= MINIs on the Dragon =

MINIs on the Dragon is an annual gathering of MINI Coopers in Robbinsville, North Carolina. Started in 2003, the event takes place over the first weekend of May each year. The event is in part named after the legendary section of US 129 known as "The Dragon" which runs from North Carolina to Tennessee and has 318 curves in 11 miles. The event attracts over 900 attendees and over 600 MINI Coopers. The record was over 800 cars. The event primarily is attended by the newer BMW MINI Coopers but also attracts several classic Mini Coopers each year. This is the largest grassroots MINI Cooper event in the US each year.
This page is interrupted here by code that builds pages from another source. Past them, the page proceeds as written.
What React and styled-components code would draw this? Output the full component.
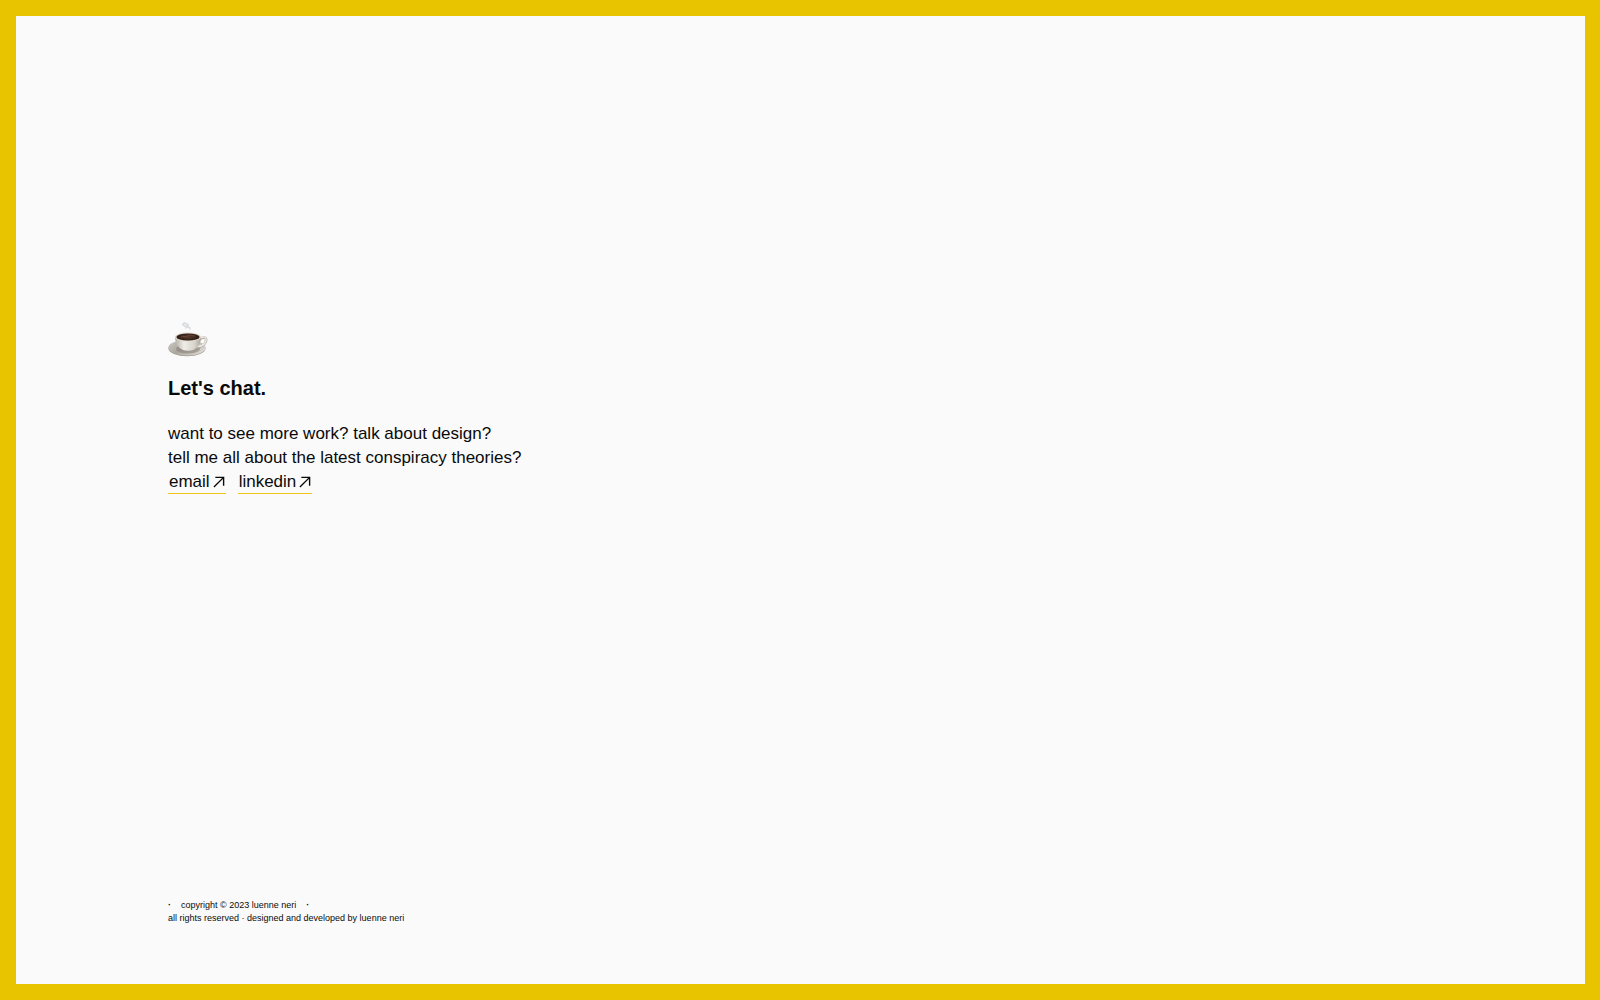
import React from 'react'
import styled, { createGlobalStyle } from 'styled-components'

const GlobalStyle = createGlobalStyle`
  *,
  *::before,
  *::after {
    box-sizing: border-box;
  }

  body {
    margin: 0;
    background: #fafafa;
    color: #0a0a0a;
    font-family: 'Liberation Sans', Arial, sans-serif;
  }
`

const Frame = styled.div`
  display: flex;
  flex-direction: column;
  min-height: 100vh;
  padding: 0 152px 59px;
  border: 16px solid #e8c400;
  border-right-width: 15px;
`

const Contact = styled.main`
  display: flex;
  flex: 1;
  flex-direction: column;
  align-items: flex-start;
  justify-content: center;
  padding-bottom: 101px;
`

const Cup = styled.svg`
  display: block;
  width: 40px;
  height: 40px;
`

const Title = styled.h1`
  margin: 12px 0 18px;
  font-size: 20px;
  font-weight: 700;
  line-height: 32px;
`

const Text = styled.p`
  margin: 0;
  font-size: 17px;
  line-height: 24px;
`

const Links = styled.nav`
  display: flex;
  gap: 12px;
`

const Link = styled.a`
  display: flex;
  align-items: center;
  gap: 3px;
  height: 24px;
  padding: 0 1px;
  border-bottom: 1px solid #f0c419;
  color: inherit;
  font-size: 17px;
  line-height: 24px;
  text-decoration: none;
`

const Arrow = styled.svg`
  width: 12px;
  height: 12px;
`

const Footer = styled.footer`
  font-size: 9px;
  line-height: 13px;
`

const Copyright = styled.div`
  display: flex;
  gap: 10px;
`

const Dot = styled.span`
  font-weight: 700;
`

const links = [
  { label: 'email', href: '#email' },
  { label: 'linkedin', href: '#linkedin' }
]

const CoffeeCup = () => (
  <Cup viewBox='0 0 40 40' role='img' aria-label='cup of coffee'>
    <defs>
      <linearGradient id='bowl' x1='0' x2='1'>
        <stop offset='0' stopColor='#b5b0a6' />
        <stop offset='0.35' stopColor='#efede7' />
        <stop offset='0.75' stopColor='#d8d4cb' />
        <stop offset='1' stopColor='#aaa59b' />
      </linearGradient>
      <linearGradient id='saucer' x1='0' x2='1' y2='0.5'>
        <stop offset='0' stopColor='#cfccc5' />
        <stop offset='0.5' stopColor='#aaa69e' />
        <stop offset='1' stopColor='#d8d5ce' />
      </linearGradient>
      <radialGradient id='coffee'>
        <stop offset='0' stopColor='#5a3d2f' />
        <stop offset='1' stopColor='#2a1912' />
      </radialGradient>
    </defs>
    <g fill='#e6e8ea' stroke='#d3d7da' strokeLinecap='round'>
      <path d='M15 5c-1-3 3-3 3-1 2-1 3 1 2 2-2 1-4 1-5-1z' strokeWidth='1' />
      <path d='M18 8c1-2 4-1 4 1' fill='none' strokeWidth='1.400' />
    </g>
    <ellipse cx='19' cy='28.500' rx='18.500' ry='7.800' fill='#a09c94' />
    <ellipse cx='19' cy='27.700' rx='18.700' ry='7.700' fill='url(#saucer)' />
    <ellipse cx='20' cy='29' rx='12' ry='4.500' fill='#888279' opacity='0.6' />
    <path d='M31 20c4-4 8-3 7 1s-5 6-9 6' fill='none' stroke='#aba69d' strokeWidth='2.600' />
    <path d='M31 19.500c4-4 8-3 7 1s-5 6-9 6' fill='none' stroke='#ece9e2' strokeWidth='1.500' />
    <path d='M7 17c0 6 3 11 8 13 3 1 7 1 10 0 5-2 8-7 8-13z' fill='url(#bowl)' />
    <ellipse cx='20' cy='17' rx='13' ry='4.600' fill='#dedad2' />
    <ellipse cx='20' cy='17' rx='11.600' ry='3.600' fill='url(#coffee)' />
    <path d='M13 17c2-2 4 1 6-1s5 0 8 0' fill='none' stroke='#775240' strokeWidth='0.700' />
  </Cup>
)

const App = () => (
  <>
    <GlobalStyle />
    <Frame>
      <Contact>
        <CoffeeCup />
        <Title>Let's chat.</Title>
        <Text>want to see more work? talk about design?</Text>
        <Text>tell me all about the latest conspiracy theories?</Text>
        <Links>
          {links.map(({ label, href }) => (
            <Link key={label} href={href}>
              {label}
              <Arrow viewBox='0 0 13 13' aria-hidden='true'>
                <path d='M1 12L11.500 1.500M2.500 1.500h9v9' fill='none' stroke='#0a0a0a' strokeWidth='1.500' />
              </Arrow>
            </Link>
          ))}
        </Links>
      </Contact>
      <Footer>
        <Copyright>
          <Dot>·</Dot>
          <span>copyright © 2023 luenne neri</span>
          <Dot>·</Dot>
        </Copyright>
        <div>all rights reserved · designed and developed by luenne neri</div>
      </Footer>
    </Frame>
  </>
)

export default App
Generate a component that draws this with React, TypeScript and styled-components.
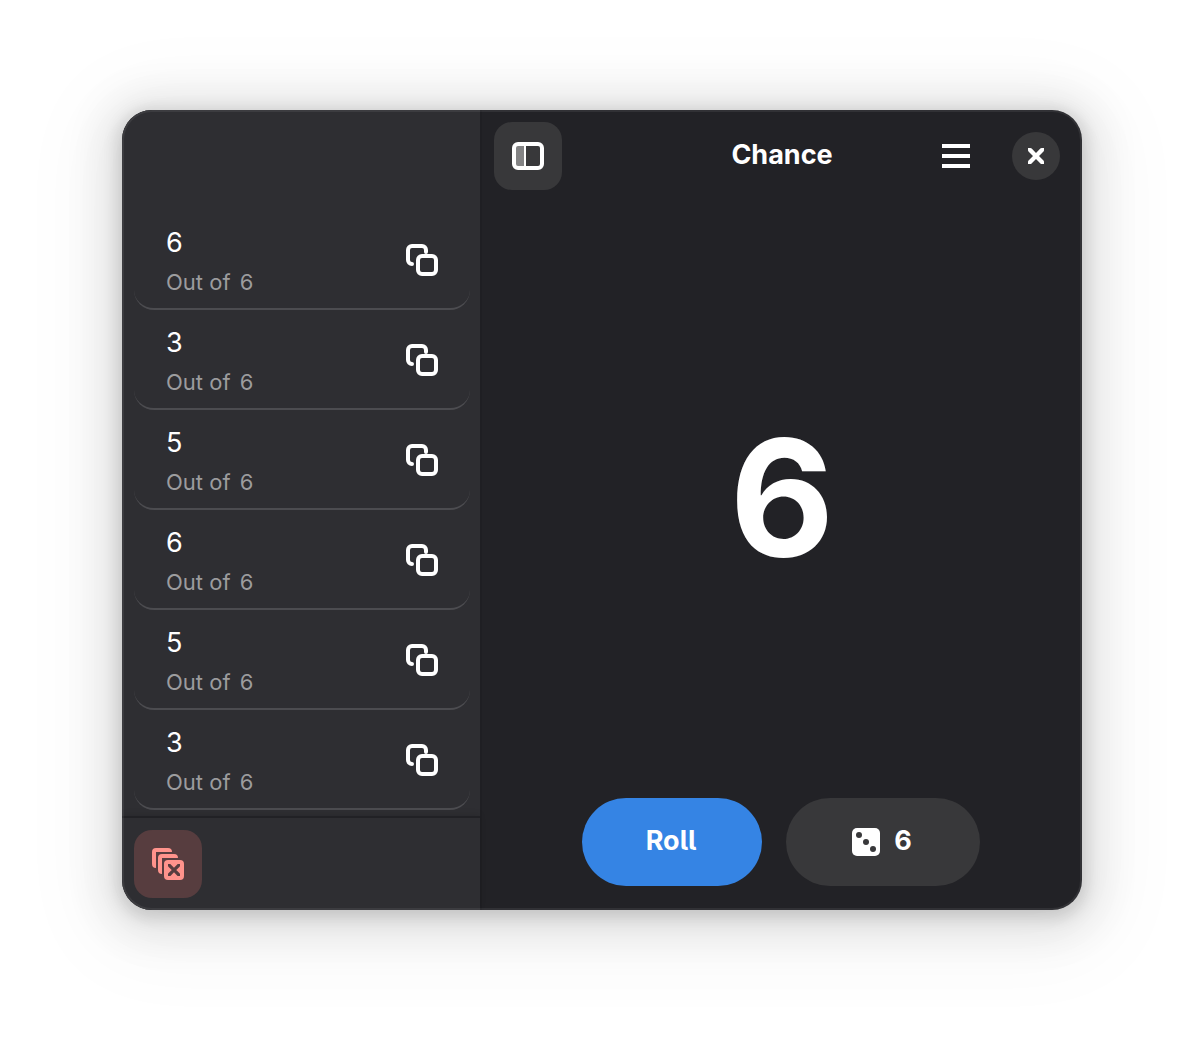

The event "headquarters" is in Fontana Village, a quaint vacation resort that was originally built to house the workers as they built the Fontana Dam during World War II. Each year MINI owners from over 30 different States and Canada make the pilgrimage to Fontana Village to participate in this event. Starting off as a three-day event, it has currently grown into its newer format of four days and includes a vendor alley, group dinners, a Brewswap, Bingo Night and a host of various drives and other activities, there is the Friday morning Dragon Parade, the Saturday night Midnight on the Dragon. Brave MINIs gather at Deals Gap and at 00:00 depart and drive the Dragon.